9. Miss Gardner has given no reason for the withdrawal of the action. She is in no way to be criticised for the omission. She is bound to act in accordance with her instructions, and those instructions were presumably to say no more than she has in fact said. But this does not prevent me from drawing what is in my judgment the only inference which can possibly be drawn from what has happened, which is that the bank realises that if the issue were to be

contested it would either lose on the issue or be at serious risk of losing. There may be hundreds of similar cases and the bank would plainly not wish other defaulting customers to get wind of an adverse decision on the fundamental point which is embodied in the quotation from Mr Berkley's written argument, which I have already set out.

 

10. Accordingly, I conclude, without hesitation, that there is no reason for displacing the presumption as to incidence of costs which is ordinarily applicable in a case of discontinuance. The bank will pay the defendant's costs of the claim, subject only to any existing order for costs in favour of the bank not being disturbed.

 

11. Finally, I have to consider whether the costs of the defendant should be assessed on the standard or on the indemnity basis. In my judgment the assessment should be on the indemnity basis. The only realistic view of what has happened is that the bank has surrendered on a straightforward point of law, to which it has on several occasions been alerted by the defendant or his solicitors. A large commercial enterprise which proceeds with litigation in the face of warning signs of the kind which were erected here, adopts a high risk strategy.
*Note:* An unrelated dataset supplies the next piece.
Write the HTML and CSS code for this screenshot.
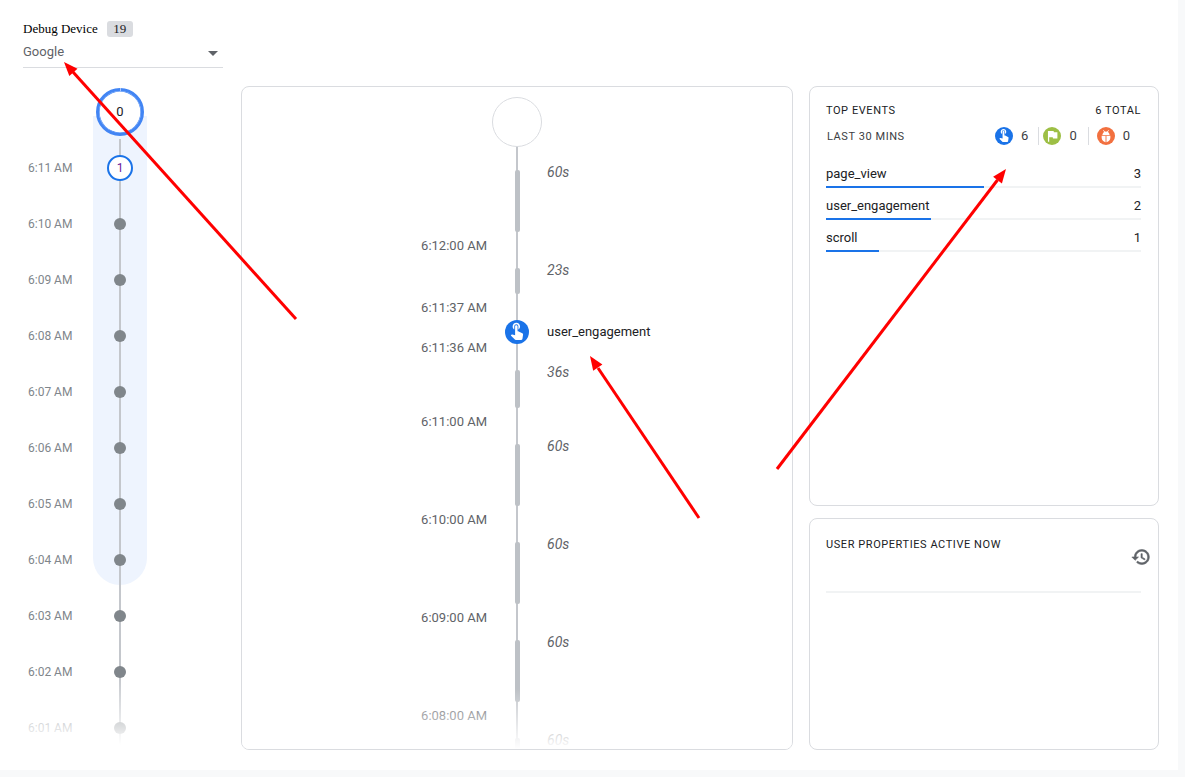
FILE: index.html
```html
<!DOCTYPE html>
<html lang="en">
<head>
<meta charset="utf-8">
<title>DebugView</title>
<link rel="stylesheet" href="styles.css">
</head>
<body>
<main class="page">
  <aside class="side">
    <div class="device-label"><span>Debug Device</span><span class="badge">19</span></div>
    <div class="device-select"><span>Google</span><span class="caret"></span></div>
    <div class="minutes">
      <div class="minute"><span class="min-time"></span><div class="min-rail band-first"><span class="zero">0</span></div></div>
      <div class="minute"><span class="min-time">6:11 AM</span><div class="min-rail band"><span class="one">1</span></div></div>
      <div class="minute"><span class="min-time">6:10 AM</span><div class="min-rail band"><span class="dot"></span></div></div>
      <div class="minute"><span class="min-time">6:09 AM</span><div class="min-rail band"><span class="dot"></span></div></div>
      <div class="minute"><span class="min-time">6:08 AM</span><div class="min-rail band"><span class="dot"></span></div></div>
      <div class="minute"><span class="min-time">6:07 AM</span><div class="min-rail band"><span class="dot"></span></div></div>
      <div class="minute"><span class="min-time">6:06 AM</span><div class="min-rail band"><span class="dot"></span></div></div>
      <div class="minute"><span class="min-time">6:05 AM</span><div class="min-rail band"><span class="dot"></span></div></div>
      <div class="minute"><span class="min-time">6:04 AM</span><div class="min-rail band-last"><span class="dot"></span></div></div>
      <div class="minute"><span class="min-time">6:03 AM</span><div class="min-rail"><span class="dot"></span></div></div>
      <div class="minute"><span class="min-time">6:02 AM</span><div class="min-rail"><span class="dot"></span></div></div>
      <div class="minute"><span class="min-time">6:01 AM</span><div class="min-rail"><span class="dot"></span></div></div>
    </div>
  </aside>

  <section class="card stream">
    <div class="start"><span class="start-circle"></span></div>
    <div class="seg seg-60"><span class="stamp">6:12:00 AM</span><div class="rail"><span class="bar"></span></div><span class="dur">60s</span></div>
    <div class="seg seg-23"><span class="stamp">6:11:37 AM</span><div class="rail"><span class="bar"></span></div><span class="dur">23s</span></div>
    <div class="seg seg-event"><span class="stamp">6:11:36 AM</span><div class="rail">
      <svg class="event-icon" viewBox="0 0 24 24"><circle cx="12" cy="12" r="12" fill="#1a73e8"/><g transform="translate(1.9 .24) scale(.82)"><path fill="#fff" d="M9 11.24V7.5C9 6.12 10.12 5 11.5 5S14 6.12 14 7.5v3.74c1.21-.81 2-2.18 2-3.74C16 5.01 13.99 3 11.5 3S7 5.01 7 7.5c0 1.56.79 2.93 2 3.74zm9.84 4.63l-4.54-2.26c-.17-.07-.35-.11-.54-.11H13v-6c0-.83-.67-1.5-1.5-1.5S10 6.67 10 7.5v10.74l-3.43-.72c-.08-.01-.15-.03-.24-.03-.31 0-.59.13-.79.33l-.79.8 4.94 4.94c.27.27.65.44 1.06.44h6.79c.75 0 1.33-.55 1.44-1.28l.75-5.27c.01-.07.02-.14.02-.2 0-.62-.38-1.16-.91-1.38z"/></g></svg>
    </div><span class="event-name">user_engagement</span></div>
    <div class="seg seg-36"><span class="stamp">6:11:00 AM</span><div class="rail"><span class="bar"></span></div><span class="dur">36s</span></div>
    <div class="seg seg-60"><span class="stamp">6:10:00 AM</span><div class="rail"><span class="bar"></span></div><span class="dur">60s</span></div>
    <div class="seg seg-60"><span class="stamp">6:09:00 AM</span><div class="rail"><span class="bar"></span></div><span class="dur">60s</span></div>
    <div class="seg seg-60"><span class="stamp">6:08:00 AM</span><div class="rail"><span class="bar"></span></div><span class="dur">60s</span></div>
    <div class="seg seg-60"><span class="stamp"></span><div class="rail"><span class="bar"></span></div><span class="dur">60s</span></div>
  </section>

  <div class="panels">
    <section class="card top-events">
      <div class="head-row"><span class="title">TOP EVENTS</span><span class="title">6 TOTAL</span></div>
      <div class="stats-row">
        <span class="subtitle">LAST 30 MINS</span>
        <div class="stats">
          <div class="stat stat-a">
            <svg class="stat-icon" viewBox="0 0 24 24"><circle cx="12" cy="12" r="12" fill="#1a73e8"/><g transform="translate(1.9 .24) scale(.82)"><path fill="#fff" d="M9 11.24V7.5C9 6.12 10.12 5 11.5 5S14 6.12 14 7.5v3.74c1.21-.81 2-2.18 2-3.74C16 5.01 13.99 3 11.5 3S7 5.01 7 7.5c0 1.56.79 2.93 2 3.74zm9.84 4.63l-4.54-2.26c-.17-.07-.35-.11-.54-.11H13v-6c0-.83-.67-1.5-1.5-1.5S10 6.67 10 7.5v10.74l-3.43-.72c-.08-.01-.15-.03-.24-.03-.31 0-.59.13-.79.33l-.79.8 4.94 4.94c.27.27.65.44 1.06.44h6.79c.75 0 1.33-.55 1.44-1.28l.75-5.27c.01-.07.02-.14.02-.2 0-.62-.38-1.16-.91-1.38z"/></g></svg>
            <span>6</span>
          </div>
          <div class="stat stat-b">
            <svg class="stat-icon" viewBox="0 0 24 24"><circle cx="12" cy="12" r="12" fill="#9dbf45"/><g transform="translate(2.4 2) scale(.84)"><path fill="#fff" d="M14.4 6L14 4H5v17h2v-7h5.6l.4 2h7V6z"/></g></svg>
            <span>0</span>
          </div>
          <div class="stat stat-c">
            <svg class="stat-icon" viewBox="0 0 24 24"><circle cx="12" cy="12" r="12" fill="#f2703f"/><path class="bug-legs" d="M8.6 4.4L10.2 6.6M15.4 4.4L13.8 6.6"/><path fill="#fff" d="M7.2 10.6c0-2.6 2.1-4.7 4.8-4.7s4.8 2.1 4.8 4.7z"/><path fill="#fff" d="M6.2 11.8h11.6v2.6c0 3.3-2.6 5.8-5.8 5.8s-5.8-2.5-5.8-5.8z"/><rect x="11.4" y="11.8" width="1.2" height="8.4" fill="#f2703f"/></svg>
            <span>0</span>
          </div>
        </div>
      </div>
      <ul class="event-list">
        <li class="event-row"><div class="event-line"><span>page_view</span><span>3</span></div><div class="track"><div class="fill" style="width:50%"></div></div></li>
        <li class="event-row"><div class="event-line"><span>user_engagement</span><span>2</span></div><div class="track"><div class="fill" style="width:33.33%"></div></div></li>
        <li class="event-row"><div class="event-line"><span>scroll</span><span>1</span></div><div class="track"><div class="fill" style="width:16.67%"></div></div></li>
      </ul>
    </section>
    <section class="card user-props">
      <div class="props-head">
        <span class="title">USER PROPERTIES ACTIVE NOW</span>
        <svg class="history" viewBox="0 0 24 24"><path class="history-path" d="M13 3c-4.97 0-9 4.03-9 9H1l3.89 3.89.07.14L9 12H6c0-3.87 3.13-7 7-7s7 3.13 7 7-3.13 7-7 7c-1.93 0-3.68-.79-4.94-2.06l-1.42 1.42C8.27 19.99 10.51 21 13 21c4.97 0 9-4.03 9-9s-4.03-9-9-9zm-1 5v5l4.28 2.54.72-1.21-3.5-2.08V8H12z"/></svg>
      </div>
      <div class="track props-rule"></div>
    </section>
  </div>
</main>

<svg class="arrows" viewBox="0 0 1185 777" width="1185" height="777">
  <line x1="296" y1="319" x2="73" y2="72" class="arrow-line"/>
  <polygon points="64,62 69.3,76.1 77.5,68.7" class="arrow-head"/>
  <line x1="699" y1="518" x2="598" y2="368" class="arrow-line"/>
  <polygon points="590,356 593.2,370.7 602.4,364.5" class="arrow-head"/>
  <line x1="777" y1="469" x2="997.5" y2="180" class="arrow-line"/>
  <polygon points="1006,169 993.1,176.8 1001.9,183.4" class="arrow-head"/>
</svg>
</body>
</html>
```

FILE: styles.css
```css
* { box-sizing: border-box; }
html, body { margin: 0; padding: 0; }
body {
  width: 1185px;
  height: 777px;
  overflow: hidden;
  position: relative;
  background: #f8f9fa;
  font-family: Roboto, "Liberation Sans", sans-serif;
  color: #202124;
}
.page {
  width: 1178px;
  height: 770px;
  background: #fff;
  display: flex;
}

/* left column */
.side { width: 241px; flex: none; padding-top: 21px; }
.device-label {
  margin-left: 23px;
  display: flex;
  align-items: center;
  gap: 9px;
  height: 16px;
  font: 13px "Liberation Serif", serif;
  color: #000;
}
.badge {
  width: 26px;
  height: 16px;
  line-height: 16px;
  text-align: center;
  background: #dadce0;
  border-radius: 3px;
  color: #202124;
}
.device-select {
  margin: 5px 0 0 23px;
  width: 200px;
  height: 26px;
  padding: 0 5px 5px 0;
  line-height: 20px;
  font-size: 13px;
  color: #5f6368;
  border-bottom: 1px solid #dadce0;
  display: flex;
  justify-content: space-between;
  align-items: center;
}
.caret {
  width: 0;
  height: 0;
  border-left: 5px solid transparent;
  border-right: 5px solid transparent;
  border-top: 5px solid #5f6368;
  margin-top: 2px;
}
.minutes {
  position: relative;
  margin-top: 16px;
  height: 661px;
  overflow: hidden;
  padding-left: 28px;
}
.minutes::before {
  content: "";
  position: absolute;
  z-index: 1;
  left: 119px;
  top: 55px;
  bottom: 0;
  width: 2px;
  background: #c4c7cc;
}
.minutes::after {
  content: "";
  position: absolute;
  z-index: 3;
  left: 0;
  right: 0;
  bottom: 0;
  height: 68px;
  background: linear-gradient(rgba(255,255,255,0), #fff);
}
.minute {
  display: grid;
  grid-template-columns: 65px 54px;
  height: 56px;
}
.min-time { line-height: 56px; font-size: 12px; color: #80868b; }
.min-rail {
  display: flex;
  align-items: center;
  justify-content: center;
}
.band { background: #eef4fe; }
.band-first { background: linear-gradient(transparent 58%, #eef4fe 58%); }
.band-last {
  height: 53px;
  background: #eef4fe;
  border-radius: 0 0 27px 27px;
  align-items: flex-start;
  padding-top: 22px;
}
.dot, .one, .zero { position: relative; z-index: 2; border-radius: 50%; }
.dot { width: 12px; height: 12px; background: #80868b; }
.one {
  width: 26px;
  height: 26px;
  background: #fff;
  border: 2px solid #1a73e8;
  text-align: center;
  line-height: 22px;
  font-size: 12px;
  color: #6a1b9a;
}
.zero {
  width: 48px;
  height: 48px;
  background: #fff;
  border: 3px solid #4285f4;
  box-shadow: inset 0 0 0 .6px #4285f4;
  text-align: center;
  line-height: 42px;
  font-size: 13px;
  color: #202124;
}
.zero::before {
  content: "";
  position: absolute;
  left: 50%;
  top: -3px;
  width: 1px;
  height: 3px;
  background: #a9c6fa;
}

/* cards */
.card {
  border: 1px solid #dadce0;
  border-radius: 8px;
  background: #fff;
}

/* stream */
.stream {
  position: relative;
  overflow: hidden;
  width: 552px;
  height: 664px;
  margin-top: 86px;
  flex: none;
  padding-top: 10px;
}
.stream::after {
  content: "";
  position: absolute;
  left: 0;
  right: 0;
  bottom: 0;
  height: 60px;
  background: linear-gradient(rgba(255,255,255,0), #fff);
}
.start {
  height: 51px;
  margin-left: 245px;
  width: 60px;
  display: flex;
  justify-content: center;
  align-items: flex-start;
  background: linear-gradient(#c4c7cc, #c4c7cc) center bottom / 2px 2px no-repeat;
}
.start-circle {
  width: 50px;
  height: 50px;
  border: 1px solid #dadce0;
  border-radius: 50%;
}
.seg {
  display: grid;
  grid-template-columns: 245px 60px 1fr;
  font-size: 13px;
}
.seg-60 { height: 98px; }
.seg-23 { height: 62px; }
.seg-36 { height: 74px; }
.seg-event { height: 40px; }
.stamp {
  align-self: end;
  text-align: right;
  line-height: 20px;
  height: 20px;
  margin-bottom: -10px;
  color: #5f6368;
  position: relative;
}
.rail {
  display: flex;
  flex-direction: column;
  align-items: center;
  background: linear-gradient(#c4c7cc, #c4c7cc) center / 2px 100% no-repeat;
}
.bar {
  flex: 1;
  width: 5px;
  margin: 22px 0 14px;
  border-radius: 2px;
  background: #bdc1c6;
}
.dur {
  margin-top: 14px;
  line-height: 20px;
  height: 20px;
  font-size: 14px;
  font-style: italic;
  color: #5f6368;
}
.event-icon { width: 24px; height: 24px; margin-top: 12px; display: block; }
.event-name { margin-top: 14px; line-height: 20px; height: 20px; color: #202124; }

/* right panels */
.panels {
  width: 350px;
  margin: 86px 0 0 16px;
  flex: none;
  display: flex;
  flex-direction: column;
  gap: 12px;
}
.top-events { height: 420px; padding: 15px 17px 0 16px; }
.user-props { height: 232px; padding: 17px 17px 0 16px; }
.head-row { display: flex; justify-content: space-between; line-height: 18px; }
.title { font-size: 11px; font-weight: 400; letter-spacing: .57px; line-height: 18px; color: #202124; }
.stats-row { display: flex; justify-content: space-between; align-items: center; height: 18px; margin-top: 7px; }
.subtitle { margin-left: 1px; font-size: 11px; font-weight: 400; letter-spacing: .57px; color: #3c4043; }
.stats { display: flex; padding-right: 11px; font-size: 13px; line-height: 18px; color: #3c4043; }
.stat { display: flex; height: 18px; }
.stat-icon { width: 18px; height: 18px; display: block; }
.stat span { margin-left: 8px; }
.stat-a { border-right: 1px solid #dadce0; padding-right: 10px; margin-right: 4px; }
.stat-b { border-right: 1px solid #dadce0; padding-right: 11px; margin-right: 8px; }
.event-list { list-style: none; margin: 19px 0 0; padding: 0; }
.event-row { margin-bottom: 8px; }
.event-line { display: flex; justify-content: space-between; font-size: 13px; line-height: 20px; color: #202124; }
.track { height: 2px; margin-top: 2px; background: #f1f3f4; }
.fill { height: 2px; background: #1a73e8; }
.props-head { display: flex; justify-content: space-between; align-items: flex-start; height: 31px; }
.history { width: 20px; height: 20px; margin: 11px -10px 0 0; flex: none; overflow: visible; }
.history-path { fill: #5f6368; stroke: #5f6368; stroke-width: .7; }
.bug-legs { stroke: #fff; stroke-width: 1.3; fill: none; }
.props-rule { margin-top: 24px; }

/* annotations */
.arrows { position: absolute; z-index: 10; left: 0; top: 0; pointer-events: none; }
.arrow-line { stroke: #f00; stroke-width: 3; }
.arrow-head { fill: #f00; }
```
The point in question was a simple one. There was no relevant controversy as to the evidence. To choose to abandon the claim on the very day of the hearing is doing a serious disservice to the efficient administration of justice, and comes very close to constituting an abuse of process. At the very least, the bank's conduct of the litigation falls comfortably within the range of cases in which, on the modern authorities, an assessment of costs on the indemnity basis is appropriate.